Publication Details
Abstract
This study investigates external reserve and performance of manufacturing industry in Nigeria spanning from 1981 to 2020. Data for the study were obtained from Central Bank of Nigeria statistical bulletin and world banks world development indicators 2021. The model of the study was subjected to unit root test using the augmented dickey fuller unit root approach. The augmented dickey fuller unit root result revealed a mixed order of integration. This implies that some of the variables were stationary at levels while other became stationary after first difference. Based on this, the auto-regressive distributive lag model was adopted to ascertain the both the short-run and long-run result as well as the speed of adjustment.
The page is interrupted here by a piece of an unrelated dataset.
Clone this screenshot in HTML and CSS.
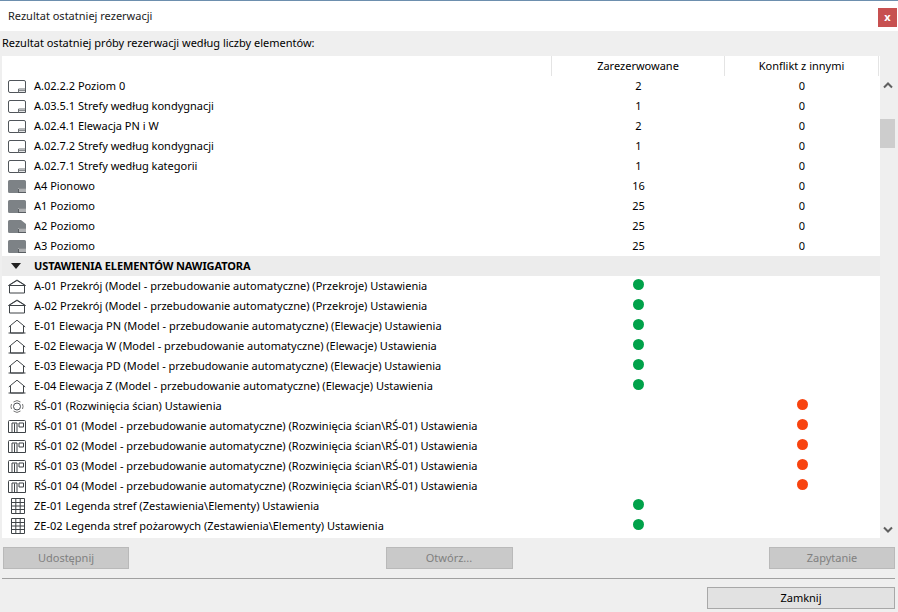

The auto-regressive distributive lag bound test result reported existence of long-run relationship between the variables. Further result revealed that, exchange rate and share of manufacturing sector to gross domestic product indicate that exchange rate is positive to influence share of manufacturing sector to gross domestic product. Also, external reserve and share of manufacturing sector to gross domestic product revealed that external reserve has a negative but significant relationship with share of manufacturing sector to gross domestic product. Finally, foreign direct investment and share of manufacturing sector to gross domestic product showed a positive but insignificant between foreign direct investment and share of manufacturing sector to gross domestic product. In the long-run. The study recommended among others that government should adopt a blend of monetary and fiscal policy measures to grow the economy. This implication of this is that fiscal policy measures will help the government improve on her external reserve which can also be allocated to critical sectors of the economy like the manufacturing sector.